The "switching price", an indicative CO2 allowance price which indicates when a switch from natural gas to coal or from coal to gas is economically advantageous for power production, provides an indication of the profoundness of the current situation. The "switching price" can be interpreted as the fictional price of CO2 that would equal the clean dark spread and the clean spark spread. Figure 9 illustrates, for the average gas price of € 24,83 per MWh in 2012 and in function of the coal price, the required CO2 price the EU ETS needs to achieve in order to make natural gas equally competitive as coal for power generation. For the 2012 average coal price of € 72,00 per ton, the carbon allowance price would need to be as high as € 35,67 per ton, a price that has never been reached during the 8 year existance of the EU ETS, herbeby illustrating the difficulty of the measures to be taken.

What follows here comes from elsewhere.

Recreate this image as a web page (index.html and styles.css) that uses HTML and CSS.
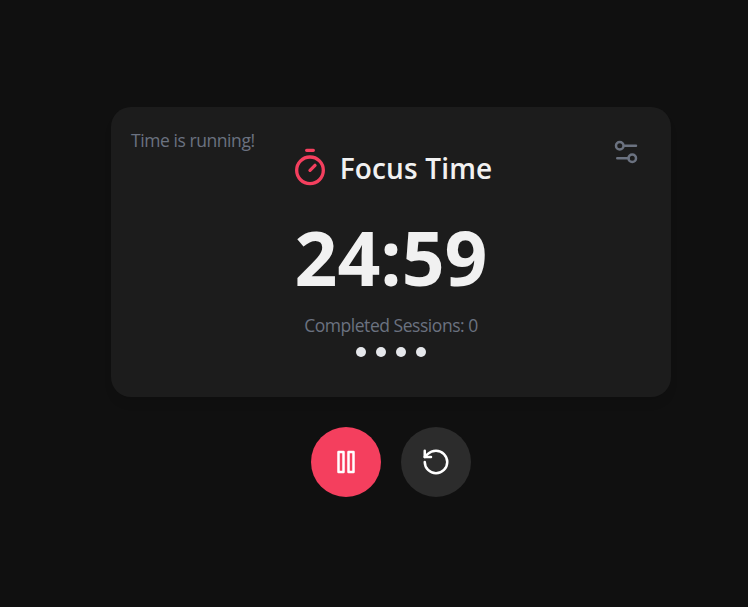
FILE: index.html
```html
<!DOCTYPE html>
<html lang="en">
<head>
<meta charset="utf-8">
<title>Focus Time</title>
<link rel="stylesheet" href="styles.css">
</head>
<body>
<main class="timer">
  <section class="card">
    <p class="status">Time is running!</p>
    <button class="settings" aria-label="Settings">
      <svg class="icon" width="30" height="30" viewBox="0 0 24 24"><path d="M20 7h-9M14 17H5"/><circle cx="17" cy="17" r="3"/><circle cx="7" cy="7" r="3"/></svg>
    </button>
    <header class="heading">
      <svg class="icon heading-icon" width="40" height="40" viewBox="0 0 24 24"><path d="M10 2h4M12 14l3-3"/><circle cx="12" cy="14" r="8"/></svg>
      <h1 class="title">Focus Time</h1>
    </header>
    <div class="clock">24:59</div>
    <p class="sessions">Completed Sessions: 0</p>
    <div class="dots"><i class="dot"></i><i class="dot"></i><i class="dot"></i><i class="dot"></i></div>
  </section>
  <div class="controls">
    <button class="control control-main" aria-label="Pause">
      <svg class="icon" width="30" height="30" viewBox="0 0 24 24"><rect x="6" y="4" width="4" height="16"/><rect x="14" y="4" width="4" height="16"/></svg>
    </button>
    <button class="control" aria-label="Reset">
      <svg class="icon" width="30" height="30" viewBox="0 0 24 24"><path d="M3 12a9 9 0 1 0 9-9 9.75 9.75 0 0 0-6.74 2.74L3 8"/><path d="M3 3v5h5"/></svg>
    </button>
  </div>
</main>
</body>
</html>
```
FILE: styles.css
```css
* { box-sizing: border-box; margin: 0; padding: 0; }
body {
  background: #101010;
  color: #f1f1f1;
  font-family: "Segoe UI", "Open Sans", "Noto Sans", sans-serif;
  height: 607px;
  overflow: hidden;
}
.timer { width: 560px; margin: 107px 0 0 111px; }
.card {
  position: relative;
  height: 290px;
  padding-top: 40px;
  border-radius: 20px;
  background: #1c1c1c;
  box-shadow: 0 8px 12px -4px rgba(0, 0, 0, 0.12);
  display: flex;
  flex-direction: column;
  align-items: center;
}
.icon {
  display: block;
  fill: none;
  stroke: currentColor;
  stroke-width: 2;
  stroke-linecap: round;
  stroke-linejoin: round;
}
button { border: 0; background: none; color: inherit; }
.status, .sessions {
  color: #6b7280;
  font-size: 17.5px;
  font-weight: 400;
  line-height: 24px;
  letter-spacing: -0.43px;
  white-space: nowrap;
}
.status { position: absolute; left: 20px; top: 21px; }
.settings { position: absolute; right: 30px; top: 30px; color: #6b7280; }
.heading { display: flex; gap: 10px; height: 44px; }
.heading-icon { color: #f43f5e; }
.title { font-size: 28px; font-weight: 600; line-height: 42px; letter-spacing: 0.15px; white-space: nowrap; }
.clock { font-size: 75px; font-weight: 700; line-height: 100px; margin-top: 16px; white-space: nowrap; }
.sessions { margin-top: 6px; letter-spacing: -0.46px; }
.dots { display: flex; gap: 10px; margin-top: 10px; }
.dot { width: 10px; height: 10px; border-radius: 50%; background: #e5e7eb; }
.controls { display: flex; justify-content: center; gap: 20px; margin-top: 30px; }
.control {
  width: 70px;
  height: 70px;
  border-radius: 50%;
  background: #2c2c2c;
  color: #fff;
  display: grid;
  place-items: center;
}
.control-main { background: #f43f5e; }
```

The recent economic advantage of coal over natural gas for power generation poses significant issues for the already troubled gas fired power plants and the EU which wants to see a shift from coal-fired power generation to towards renewables and gas, which sends fewer greenhouse gasses into the atmosphere than power generated from coal. The rise of coal is mainly due to two factors: the shale gas boom in the US leading to decreasing coal prices in Europe and the record low carbon prices due to an imbalance between supply and demand. The direction in which this trend will evaluate depends largely on global price developments and whether the EU will be able to come up with new measures to restore the EU Emission trading system.